Some companies, and even some federal government agencies, are now offering a phased retirement option. This program allows workers to shift to part-time employment while retaining other benefits. According to a survey from the Society for Human Resource Management, 30% of companies that have strategies to retain older workers have phased or gradual retirement programs for them. These programs allow older workers to start the transition to retired life while allowing their company to bring on younger workers who can benefit from the mentoring of these experienced employees.
Some seniors may choose to retire from full-time employment but work part-time. Seniors may be able to use part-time work to explore an interest in another field, provide structure and meaning to the day, and provide additional income for living expenses.
4. Utilize the equity in your home
For most seniors approaching retirement, home equity is their largest store of savings. Homeowners can access home equity by downsizing or getting a reverse mortgage.

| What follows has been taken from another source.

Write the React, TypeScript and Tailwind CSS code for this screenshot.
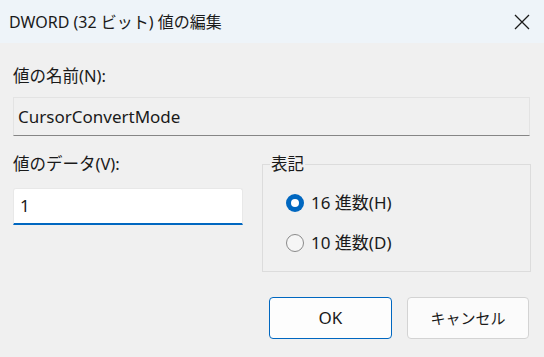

Downsizing can be a great solution for accessing home equity and reducing ongoing expenses in retirement. Studies show that taxes, insurance, upkeep, and utilities account for nearly 30% of retired homeowner expenditures. Downsizing can cut many of these expenses.
A reverse mortgage may be a good option for homeowners who want to use their home's equity but don't want to move. Homeowners can use a reverse mortgage to access equity as a lump sum, a line of credit, lifetime payments, or a stream of payments for period of time.
While both downsizing and reverse mortgages can be time-consuming and have fees and closing costs, either can be a great source of income for some retirees.
It's not too late
If you're behind in your retirement savings, it's not too late to make a big impact on the money you'll have for retirement. Utilize the retirement plan catch-up contributions in your direct contribution plan or IRA. Cut expenses and use the extra funds to invest or pay off debt. Consider delaying full retirement and continue to work full-time or part-time. You may also choose to use the equity in your home by downsizing or using a reverse mortgage. The sooner you make changes, the more money you'll be able to save.